A Tightly Coupled General Purpose Reconfigurable Accelerator LAPP and Its Power States for HotSpot-Based Energy Reduction

Jun YAO  Yasuhiko NAKASHIMA  Naveen DEVISETTI  Kazuhiro YOSHIMURA  Takashi NAKADA  

IEICE TRANSACTIONS on Information and Systems   Vol.E97-D   No.12   pp.3092-3100
Publication Date: 2014/12/01
Online ISSN: 1745-1361
DOI: 10.1587/transinf.2014PAP0025
Type of Manuscript: Special Section PAPER (Special Section on Parallel and Distributed Computing and Networking)
Category: Architecture
reconfigurable architectures,  multi-core processing,  energy efficiency,  

Full Text: PDF>>
Buy this Article

General purpose many-core architecture (MCA) such as GPGPU has recently been used widely to continue the performance scaling when the continuous increase in the working frequency has approached the manufacturing limitation.
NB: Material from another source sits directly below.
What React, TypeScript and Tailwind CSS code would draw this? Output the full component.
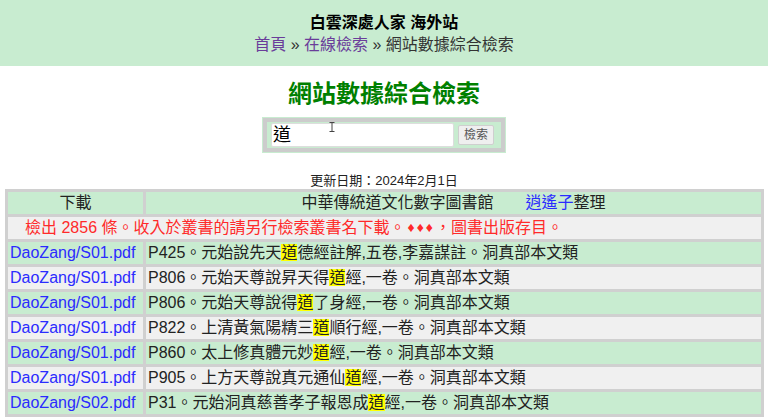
import React from 'react';

interface ResultRow {
  file: string;
  before: string;
  after: string;
}

// search hits, 道 is highlighted between before/after
const rows: ResultRow[] = [
  { file: 'DaoZang/S01.pdf', before: 'P425。元始說先天', after: '德經註解,五卷,李嘉謀註。洞真部本文類' },
  { file: 'DaoZang/S01.pdf', before: 'P806。元始天尊說昇天得', after: '經,一卷。洞真部本文類' },
  { file: 'DaoZang/S01.pdf', before: 'P806。元始天尊說得', after: '了身經,一卷。洞真部本文類' },
  { file: 'DaoZang/S01.pdf', before: 'P822。上清黃氣陽精三', after: '順行經,一卷。洞真部本文類' },
  { file: 'DaoZang/S01.pdf', before: 'P860。太上修真體元妙', after: '經,一卷。洞真部本文類' },
  { file: 'DaoZang/S01.pdf', before: 'P905。上方天尊說真元通仙', after: '經,一卷。洞真部本文類' },
  { file: 'DaoZang/S02.pdf', before: 'P31。元始洞真慈善孝子報恩成', after: '經,一卷。洞真部本文類' },
  { file: 'DaoZang/S02.pdf', before: 'P49。太上洞玄靈寶滅度五鍊生屍真妙', after: '經,一卷。洞真部本文類' },
];

const IBeam = () => (
  <svg className="absolute left-[66px] top-[4px]" width="6" height="10" viewBox="0 0 6 10">
    <path d="M0.5 0.5h5M3 0.5v9M0.5 9.5h5" stroke="#444" strokeWidth="1" fill="none" />
  </svg>
);

// fixed-height cell body so mixed latin/CJK fonts don't stretch the row
const Cell = ({ className = '', children }: { className?: string; children: React.ReactNode }) => (
  <div className={`h-[22px] overflow-hidden whitespace-nowrap leading-[22px] ${className}`}>{children}</div>
);

export default function App() {
  return (
    <div className="min-h-screen bg-white text-[#222] font-['Liberation_Sans','Noto_Sans_CJK_TC',sans-serif]">
      <header className="h-[66px] bg-[#c8ecd0] pt-[12px] text-center">
        <div className="text-[16px] font-bold leading-[22px] text-black">白雲深處人家 海外站</div>
        <nav className="text-[16px] leading-[22px] text-[#333]">
          <a className="text-[#6a3d9a]">首頁</a> » <a className="text-[#6a3d9a]">在線檢索</a> » 網站數據綜合檢索
        </nav>
      </header>

      <h1 className="mt-[12px] text-center text-[24px] font-bold leading-[32px] text-[#008000]">網站數據綜合檢索</h1>

      <div className="mt-[7px] flex justify-center">
        <div className="relative border border-[#c8ecd0]">
          <div className="flex items-center gap-[4px] border-4 border-[#cccccc] bg-[#c8ecd0] py-[1px] pl-[4px] pr-[7px]">
            <div className="flex h-[24px] w-[183px] items-center rounded-[2px] border border-[#dddddd] bg-white pl-[1px] text-[18px] text-black">
              道
            </div>
            <button className="h-[20px] w-[36px] rounded-[2px] border border-[#cfcfcf] bg-[#efefef] text-[12px] leading-[18px] text-[#555]">
              檢索
            </button>
          </div>
          <IBeam />
        </div>
      </div>

      <p className="mt-[20px] text-center text-[13px] leading-[16px] text-[#222]">更新日期：2024年2月1日</p>

      <table className="ml-[5px] w-[759px] table-fixed border-separate border-spacing-[3px] bg-[#d0d0d0] text-[16px]">
        <colgroup>
          <col className="w-[135px]" />
          <col className="w-[615px]" />
        </colgroup>
        <tbody>
          <tr>
            <td className="bg-[#c8ecd0] p-0">
              <Cell className="text-center">下載</Cell>
            </td>
            <td className="bg-[#c8ecd0] p-0">
              <Cell className="text-center">
                中華傳統道文化數字圖書館　　<a className="text-[#2b2bff]">逍遙子</a>整理
              </Cell>
            </td>
          </tr>
          <tr>
            <td colSpan={2} className="bg-[#f0f0f0] p-0">
              <Cell className="pl-[17px] text-[#ff2a2a]">
                檢出 2856 條。收入於叢書的請另行檢索叢書名下載。
                <span className="ml-[2px] align-[1px] text-[14px] leading-none tracking-[2px]">♦♦♦</span>，圖書出版存目。
              </Cell>
            </td>
          </tr>
          {rows.map((r, i) => {
            const bg = i % 2 === 0 ? 'bg-[#c8ecd0]' : 'bg-[#f0f0f0]';
            return (
              <tr key={i}>
                <td className={`p-0 ${bg}`}>
                  <Cell className="pl-[2px] text-[#2b2bff]">{r.file}</Cell>
                </td>
                <td className={`p-0 ${bg}`}>
                  <Cell className="pl-[2px]">
                    {r.before}
                    <span className="bg-[#ffff00]">道</span>
                    {r.after}
                  </Cell>
                </td>
              </tr>
            );
          })}
        </tbody>
      </table>
    </div>
  );
}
However, both the general purpose MCA and its building block general purpose processor (GPP) lack a tuning capability to boost energy efficiency for individual applications, especially computation intensive applications. As an alternative to the above MCA platforms, we propose in this paper our LAPP (Linear Array Pipeline) architecture, which takes a special-purpose reconfigurable structure for an optimal MIPS/W. However, we also keep the backward binary compatibility, which is not featured in most special hardware. More specifically, we used a general purpose VLIW processor, interpreting a commercial VLIW ISA, as the baseline frontend part to provide the backward binary compatibility. We also extended the functional unit (FU) stage into an FU array to form the reconfigurable backend for efficient execution of program hotspots to exploit parallelism. The hardware modules in this general purpose reconfigurable architecture have been locally zoned into several groups to apply preferable low-power techniques according to the module hardware features. Our results show that under a comparable performance, the tightly coupled general/special purpose hardware, which is based on a 180nm cell library, can achieve 10.8 times the MIPS/W of MCA architecture of the same technology features. When a 65 technology node is assumed, a similar 9.4x MIPS/W can be achieved by using the LAPP without changing program binaries.